È, infatti, evidente come nel caso in cui la gestione dei canali di segnalazione si affidata a un ufficio interno all’ente le persone incaricate della gestione del canale di segnalazione saranno necessariamente autorizzate ai sensi dell’art. 29 GDPR. Peraltro, in ragione del principio di substance over form nella definizione dei ruoli GDPR non dovrebbe rilevare se questi soggetti sono professionisti autonomi o dipendenti dell’ente.

Il fatto che questi soggetti siano persone autorizzate e non titolari di trattamento è messo in evidenza dall’articolo 4 comma 2 del Decreto Whistleblowing secondo cui la gestione del canale di segnalazione è affidata a una persona o a un ufficio interno autonomo dedicato e con personale specificamente formato per la gestione del canale di segnalazione. Questo comma è in evidente contraddizione e distonia con l’art. 13 della norma.

Il Decreto Whistleblowing contempla anche il caso in cui la gestione del canale sia affidata a un soggetto esterno e, come nel caso precedente, il personale preposto alla gestione della segnalazione che in questo caso è del gestore del canale esterno deve essere specificamente formato. In questo caso, l’ente esterno incaricato della gestione del canale potrebbe essere un data processor ai sensi dell’art. 28 GDPR e le persone che trattano i dati personali nell’ambito delle segnalazioni, ugualmente, dovrebbero ritenersi soggetti autorizzati che operano sotto l’autorità non del controller, ma del processor.

Seppure la normativa sia ancora troppo recente per avere prodotto giurisprudenza sul punto, si può attingere, almeno per analogia, ad alcuni precedenti del Garante che si è espresso in tema di ruolo GDPR dell’Organismo di Vigilanza.

In alcune ipotesi, infatti, il gestore del canale di segnalazione potrebbe anche essere un membro dell’organismo di vigilanza e il Garante si è già espresso sul punto con il “Parere sulla qualificazione soggettiva ai fini privacy degli Organismi di Vigilanza previsti dall’art. 6, d.lgs. 8 giugno 2001, n. 231” in data 21 maggio 2020 reperibile in: https://www.garanteprivacy.it/home/docweb/-/docweb-display/docweb/9347842

Il Garante ha ritenuto che l’OdV, nel suo complesso e a prescindere dalla circostanza che i membri che lo compongano siano interni o esterni, debba essere considerato come parte integrante dell’ente. Per l’effetto, i singoli membri dell’OdV debbano considerarsi come soggetti autorizzati ai sensi dell’artt. 4, n. 10, 29, 32 par. 4 Regolamento e dell’art. 2-quaterdecies del Codice della Privacy.
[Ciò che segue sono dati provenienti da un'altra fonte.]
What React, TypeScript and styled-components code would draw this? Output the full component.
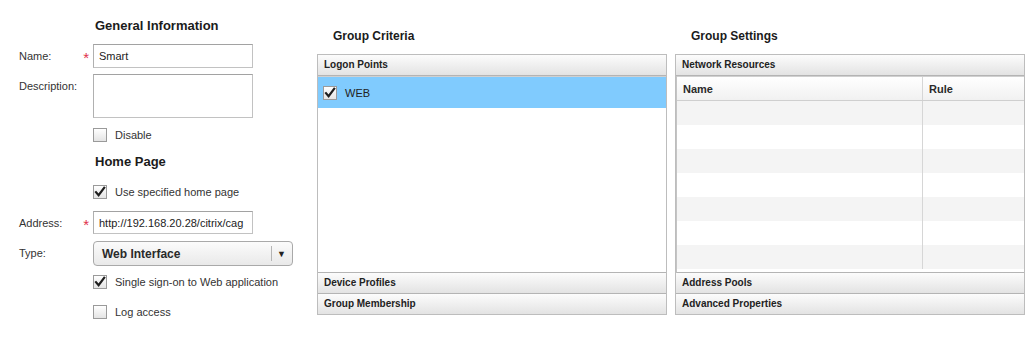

La designazione dei membri dell’OdV, al pari dell’istituzione dell’ufficio preposto alla gestione del canale di segnalazione è, infatti, un atto di organizzazione e non negoziale e, pertanto, appare corretto qualificare questi soggetti come autorizzati (art. 29 GDPR) e non come responsabili di trattamento piuttosto che titolari (art. 28 GDPR).

Ne consegue che, anche nel caso di una violazione di dati derivante nell’ambito della gestione del canale di segnalazione affidata a un soggetto esterno, dovrà rispondere necessariamente l’ente. In quest’ultimo caso, per culpa in eligendo in ragione di una scelta di un soggetto non adeguato.

L’impostazione normativa, all’apparenza, sembra deresponsabilizzare le organizzazioni che, per legge sono tenute ad adottare il sistema di whistleblowing e, pertanto, è opportuno e necessario adottare un’interpretazione correttiva conforme al GDPR che vorrebbe che l’organizzazione fosse titolare di trattamento. Il tutto anche per assicurare un adeguato livello di protezione dei dati personali che il Decreto WhistleBlowing richiede essendo la protezione dei dati personali del segnalante uno dei principi cardini assieme alle misure di protezione della sua persona.